The last important number in understanding what will be needed to control and eradicate this epidemic is the time involved in its various stages: incubation period, the time from symptom onset to hospitalization and the time the person is in hospital. For all these numbers this Ebola outbreak is showing typical characteristics of past outbreaks.
It is based on these numbers that predictions of the need and scale of the epidemic are made.

Spreading like wildfire
Scientists have concluded on this basis that if there are no changes in the situation, the number of Ebola cases could double in 15 to 30 days in the three countries involved. If there is a breakdown in control, the number of cases will double faster; if more resources are deployed, the rate of increase will slow down.

Joanne Liu, international president of Doctors Without Borders, says that currently they are overwhelmed by the scale of the epidemic, and a massive deployment of the appropriate resources is urgently needed. She ends her Globe and Mail article, “To put out this fire, we must run into the burning building” (Sept. 15, 2014). From a Christian perspective we need to act rapidly, with great generosity, and with love to help in this situation.
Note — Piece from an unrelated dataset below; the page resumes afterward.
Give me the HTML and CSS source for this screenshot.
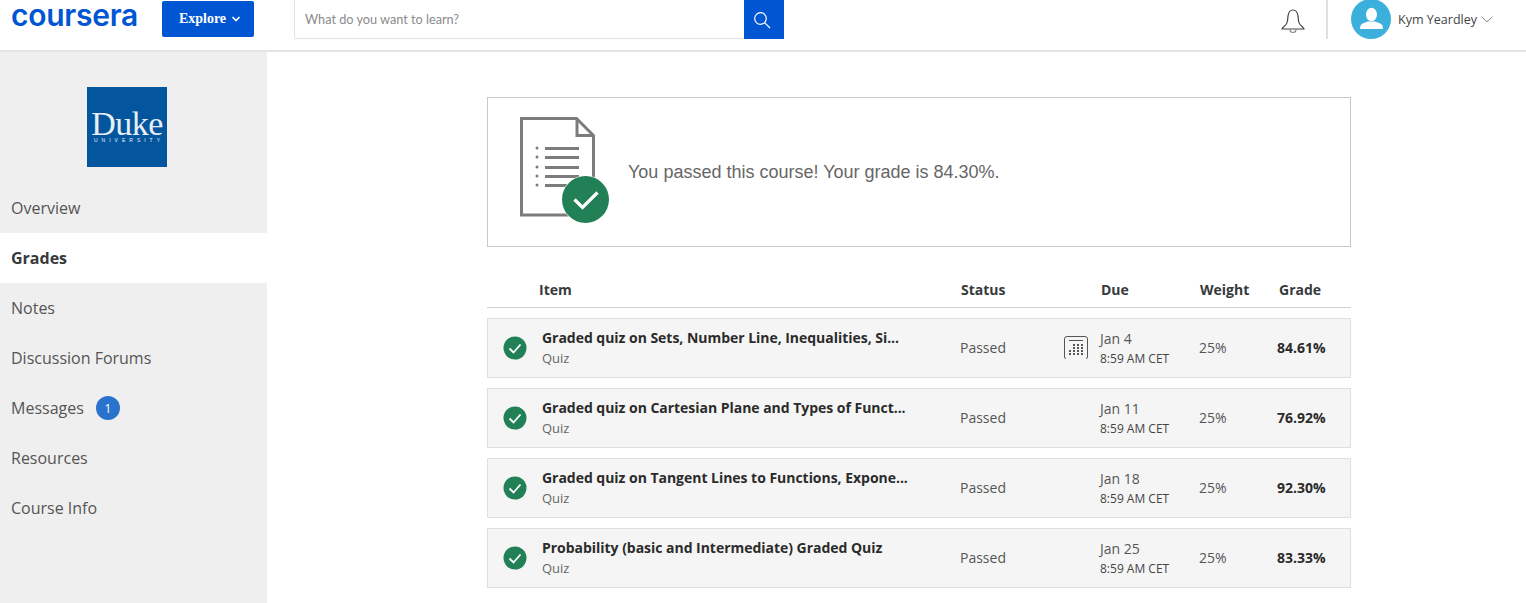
FILE: index.html
```html
<!DOCTYPE html>
<html lang="en">

<head>
	<meta charset="UTF-8">
	<meta name="viewport" content="width=device-width, initial-scale=1.0">
	<title>Grades | Coursera</title>
	<link rel="stylesheet" href="styles.css">
</head>

<body>

	<header class="topbar">
		<div class="topbar__logo">coursera</div>
		<button class="topbar__explore">Explore
			<svg width="10" height="6" viewBox="0 0 10 6"><path d="M1.500 1 5 4.500 8.500 1" fill="none" stroke="#fff" stroke-width="1.600"/></svg>
		</button>
		<div class="search">
			<div class="search__input">What do you want to learn?</div>
			<div class="search__btn">
				<svg width="18" height="18" viewBox="0 0 18 18"><circle cx="7.500" cy="7.500" r="5.800" fill="none" stroke="#fff" stroke-width="1.200"/><path d="M11.800 11.800 17 17" stroke="#fff" stroke-width="1.200"/></svg>
			</div>
		</div>
		<div class="topbar__right">
			<svg class="bell" width="24" height="26" viewBox="0 0 24 26"><path d="M1 20c0-2 5-3 5.500-8l.5-5C7.500 3.500 9 1 12 1s4.500 2.500 5 6l.5 5c.5 5 5.500 6 5.500 8z" fill="none" stroke="#444" stroke-width="1.200"/><path d="M9 20.500a3 3 0 0 0 6 0" fill="none" stroke="#888" stroke-width="1.200"/></svg>
			<div class="topbar__divider"></div>
			<div class="avatar">
				<svg width="40" height="40" viewBox="0 0 40 40"><circle cx="20" cy="20" r="20" fill="#3cb0dc"/><ellipse cx="20.500" cy="15.500" rx="5.500" ry="6.800" fill="#fff"/><path d="M9 30c0-3.500 1-5 4-6l4-1.500h7l4 1.500c3 1 4 2.500 4 6z" fill="#fff"/></svg>
			</div>
			<span class="topbar__name">Kym Yeardley</span>
			<svg width="12" height="7" viewBox="0 0 12 7"><path d="M.5.700 6 5.800 11.500.700" fill="none" stroke="#888" stroke-width="1"/></svg>
		</div>
	</header>

	<div class="page">
		<aside class="sidebar">
			<div class="duke">
				<div class="duke__name">Duke</div>
				<div class="duke__sub">UNIVERSITY</div>
			</div>
			<nav class="sidebar__nav">
				<a class="nav__item">Overview</a>
				<a class="nav__item nav__item--active">Grades</a>
				<a class="nav__item">Notes</a>
				<a class="nav__item">Discussion Forums</a>
				<a class="nav__item">Messages <span class="nav__badge">1</span></a>
				<a class="nav__item">Resources</a>
				<a class="nav__item">Course Info</a>
			</nav>
		</aside>

		<main class="content">
			<section class="passed">
				<svg class="passed__icon" width="92" height="108" viewBox="0 0 92 108">
					<path d="M1.500 1.500h55l17 17V98H1.500z" fill="#fff" stroke="#7c7c7c" stroke-width="3"/>
					<path d="M57 2v16.500h16" fill="none" stroke="#7c7c7c" stroke-width="3"/>
					<g fill="#7c7c7c">
						<rect x="25" y="30" width="34" height="3"/>
						<rect x="25" y="39" width="34" height="3"/>
						<rect x="25" y="49" width="34" height="3"/>
						<rect x="25" y="58" width="34" height="3"/>
						<rect x="25" y="67" width="34" height="3"/>
						<circle cx="17" cy="31" r="1.500"/>
						<circle cx="17" cy="40" r="1.500"/>
						<circle cx="17" cy="50" r="1.500"/>
						<circle cx="17" cy="59" r="1.500"/>
						<circle cx="17" cy="68" r="1.500"/>
					</g>
					<circle cx="65.500" cy="82.500" r="24" fill="#fff"/>
					<circle cx="65.500" cy="82.500" r="23.500" fill="#218055"/>
					<path d="M54.500 82.500l8 8 15-15" fill="none" stroke="#fff" stroke-width="3.200"/>
				</svg>
				<p class="passed__text">You passed this course! Your grade is 84.30%.</p>
			</section>

			<div class="grades__head">
				<span class="cell-item">Item</span>
				<span class="cell-status">Status</span>
				<span class="cell-due">Due</span>
				<span class="cell-weight">Weight</span>
				<span class="cell-grade">Grade</span>
			</div>

			<div class="grades__row">
				<svg class="check" width="24" height="24" viewBox="0 0 24 24"><circle cx="12" cy="12" r="11.500" fill="#218055"/><path d="M6.500 12.500l4 4 7-8" fill="none" stroke="#fff" stroke-width="1.800"/></svg>
				<div class="row__item">
					<div class="row__title">Graded quiz on Sets, Number Line, Inequalities, Si...</div>
					<div class="row__type">Quiz</div>
				</div>
				<div class="row__status">Passed</div>
				<div class="row__cal">
					<svg width="24" height="24" viewBox="0 0 24 24">
						<path d="M2 22.500a1.500 1.500 0 0 1-1.500-1.500V3A2.500 2.500 0 0 1 3 .5h18A2.500 2.500 0 0 1 23.500 3v18a1.500 1.500 0 0 1-1.500 1.500M5 4.500h14" fill="none" stroke="#555" stroke-width="1"/>
						<g fill="#555">
							<rect x="9" y="8" width="2" height="2"/><rect x="13" y="8" width="2" height="2"/><rect x="17" y="8" width="2" height="2"/>
							<rect x="9" y="11" width="2" height="2"/><rect x="13" y="11" width="2" height="2"/><rect x="17" y="11" width="2" height="2"/>
							<rect x="5" y="14" width="2" height="2"/><rect x="9" y="14" width="2" height="2"/><rect x="13" y="14" width="2" height="2"/><rect x="17" y="14" width="2" height="2"/>
							<rect x="5" y="17" width="2" height="2"/><rect x="9" y="17" width="2" height="2"/><rect x="13" y="17" width="2" height="2"/><rect x="17" y="17" width="2" height="2"/>
						</g>
					</svg>
				</div>
				<div class="row__due"><div class="due__date">Jan 4</div><div class="due__time">8:59 AM CET</div></div>
				<div class="row__weight">25%</div>
				<div class="row__grade">84.61%</div>
			</div>

			<div class="grades__row">
				<svg class="check" width="24" height="24" viewBox="0 0 24 24"><circle cx="12" cy="12" r="11.500" fill="#218055"/><path d="M6.500 12.500l4 4 7-8" fill="none" stroke="#fff" stroke-width="1.800"/></svg>
				<div class="row__item">
					<div class="row__title">Graded quiz on Cartesian Plane and Types of Funct...</div>
					<div class="row__type">Quiz</div>
				</div>
				<div class="row__status">Passed</div>
				<div class="row__cal"></div>
				<div class="row__due"><div class="due__date">Jan 11</div><div class="due__time">8:59 AM CET</div></div>
				<div class="row__weight">25%</div>
				<div class="row__grade">76.92%</div>
			</div>

			<div class="grades__row">
				<svg class="check" width="24" height="24" viewBox="0 0 24 24"><circle cx="12" cy="12" r="11.500" fill="#218055"/><path d="M6.500 12.500l4 4 7-8" fill="none" stroke="#fff" stroke-width="1.800"/></svg>
				<div class="row__item">
					<div class="row__title">Graded quiz on Tangent Lines to Functions, Expone...</div>
					<div class="row__type">Quiz</div>
				</div>
				<div class="row__status">Passed</div>
				<div class="row__cal"></div>
				<div class="row__due"><div class="due__date">Jan 18</div><div class="due__time">8:59 AM CET</div></div>
				<div class="row__weight">25%</div>
				<div class="row__grade">92.30%</div>
			</div>

			<div class="grades__row">
				<svg class="check" width="24" height="24" viewBox="0 0 24 24"><circle cx="12" cy="12" r="11.500" fill="#218055"/><path d="M6.500 12.500l4 4 7-8" fill="none" stroke="#fff" stroke-width="1.800"/></svg>
				<div class="row__item">
					<div class="row__title">Probability (basic and Intermediate) Graded Quiz</div>
					<div class="row__type">Quiz</div>
				</div>
				<div class="row__status">Passed</div>
				<div class="row__cal"></div>
				<div class="row__due"><div class="due__date">Jan 25</div><div class="due__time">8:59 AM CET</div></div>
				<div class="row__weight">25%</div>
				<div class="row__grade">83.33%</div>
			</div>
		</main>
	</div>

</body>

</html>
```

FILE: styles.css
```css
* {
	box-sizing: border-box;
}

html,
body {
	margin: 0;
	height: 603px;
	overflow: hidden;
	background: #fff;
	font-family: "Open Sans", sans-serif;
	color: #373a3c;
}

.topbar {
	display: flex;
	align-items: flex-start;
	height: 52px;
	border-bottom: 2px solid #e5e5e5;
	padding-left: 11px;
}

.topbar__logo {
	width: 128px;
	height: 36px;
	font-family: "Inter", sans-serif;
	font-size: 30px;
	font-weight: 600;
	line-height: 31px;
	letter-spacing: -.25px;
	color: #0056d2;
}

.topbar__explore {
	display: flex;
	align-items: center;
	justify-content: center;
	gap: 5px;
	width: 92px;
	height: 36px;
	margin: 1px 0 0 23px;
	padding: 0 0 0 4px;
	border: 0;
	border-radius: 2px;
	background: #0056d2;
	color: #fff;
	font-family: "Liberation Serif", serif;
	font-size: 14px;
	font-weight: bold;
}

.search {
	display: flex;
	width: 490px;
	height: 39px;
	margin-left: 40px;
}

.search__input {
	flex: 1;
	padding-left: 10px;
	border: 1px solid #e1e1e1;
	border-width: 0 0 1px 1px;
	border-radius: 0 0 0 2px;
	font-family: "Lato", sans-serif;
	font-size: 12.700px;
	line-height: 38px;
	color: #8b8b8b;
}

.search__btn {
	display: flex;
	align-items: center;
	justify-content: center;
	width: 40px;
	padding-right: 4px;
	background: #0056d2;
}

.topbar__right {
	display: flex;
	align-items: center;
	height: 39px;
	margin-left: auto;
	padding-right: 33px;
}

.bell {
	margin: 4px 21px 0 0;
}

.topbar__divider {
	width: 2px;
	height: 39px;
	margin-right: 23px;
	background: #e0e0e0;
}

.avatar {
	width: 40px;
	height: 40px;
	margin: -1px 7px 0 0;
}

.topbar__name {
	margin-right: 4px;
	font-size: 12.500px;
	color: #444;
}

.page {
	display: flex;
	height: 551px;
}

.sidebar {
	width: 267px;
	padding-top: 35px;
	background: #efefef;
}

.duke {
	width: 80px;
	height: 80px;
	margin: 0 0 16px 87px;
	padding-top: 23px;
	background: #03569e;
	color: #e8eef5;
	font-family: "Liberation Serif", serif;
	text-align: center;
}

.duke__name {
	font-size: 34px;
	line-height: 28px;
	letter-spacing: -.5px;
}

.duke__sub {
	padding-left: 4px;
	font-family: "Liberation Sans", sans-serif;
	font-size: 5px;
	line-height: 5px;
	letter-spacing: 4px;
}

.nav__item {
	display: flex;
	align-items: center;
	height: 50px;
	padding-left: 11px;
	font-size: 16px;
	color: #555;
}

.nav__item--active {
	background: #fff;
	font-weight: 700;
	color: #373a3c;
}

.nav__badge {
	display: flex;
	align-items: center;
	justify-content: center;
	width: 24px;
	height: 24px;
	margin-left: 12px;
	border-radius: 50%;
	background: #2a73cc;
	color: #fff;
	font-size: 12px;
}

.content {
	width: 864px;
	margin-left: 220px;
	padding-top: 45px;
}

.passed {
	display: flex;
	align-items: center;
	height: 150px;
	padding-left: 32px;
	border: 1px solid #c8c8c8;
}

.passed__icon {
	margin-top: -2px;
}

.passed__text {
	margin: 0 0 0 16px;
	font-family: "Liberation Sans", sans-serif;
	font-size: 18px;
	color: #666;
}

.grades__head {
	display: flex;
	align-items: center;
	height: 32px;
	margin: 29px 0 10px;
	border-bottom: 1px solid #d0d0d0;
	padding-bottom: 5px;
	font-size: 14px;
	font-weight: 700;
	color: #373a3c;
}

.cell-item {
	width: 422px;
	padding-left: 52px;
}

.cell-status {
	width: 141px;
	margin-left: 52px;
}

.cell-due {
	width: 99px;
	margin-left: -1px;
}

.cell-weight {
	width: 79px;
}

.grades__row {
	display: flex;
	align-items: center;
	height: 60px;
	margin-bottom: 10px;
	padding-left: 15px;
	border: 1px solid #dfdfdf;
	background: #f5f5f5;
	font-size: 14px;
	color: #555;
}

.check {
	flex: none;
}

.row__item {
	width: 418px;
	margin-left: 15px;
}

.row__title {
	font-weight: 700;
	line-height: 20px;
	letter-spacing: -.03px;
	color: #2b2b2b;
	white-space: nowrap;
}

.row__type {
	font-size: 13px;
	line-height: 20px;
	color: #666;
}

.row__status {
	width: 104px;
	padding-bottom: 2px;
}

.row__cal {
	display: flex;
	width: 36px;
}

.row__due {
	width: 99px;
	padding-top: 2px;
}

.due__date {
	line-height: 20px;
}

.due__time {
	font-size: 12px;
	line-height: 20px;
	color: #444;
}

.row__weight {
	width: 78px;
	padding-bottom: 2px;
}

.row__grade {
	padding-bottom: 2px;
	font-weight: 700;
	color: #2b2b2b;
}
```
Pray fervently for those who are running into this burning building.

  • Rudy Eikelboom is a Professor of Psychology, at Wilfrid Laurier University, who has emerged from the dark side of the University after being department chair for 9 years and now teaches behavioural statistics to graduate and undergraduate psychology students. His retirement looms and he is looking forward to doing more writing on the implications of modern science for our Christian faith. Currently, he serves as a pastoral elder at the Waterloo Christian Reformed Church.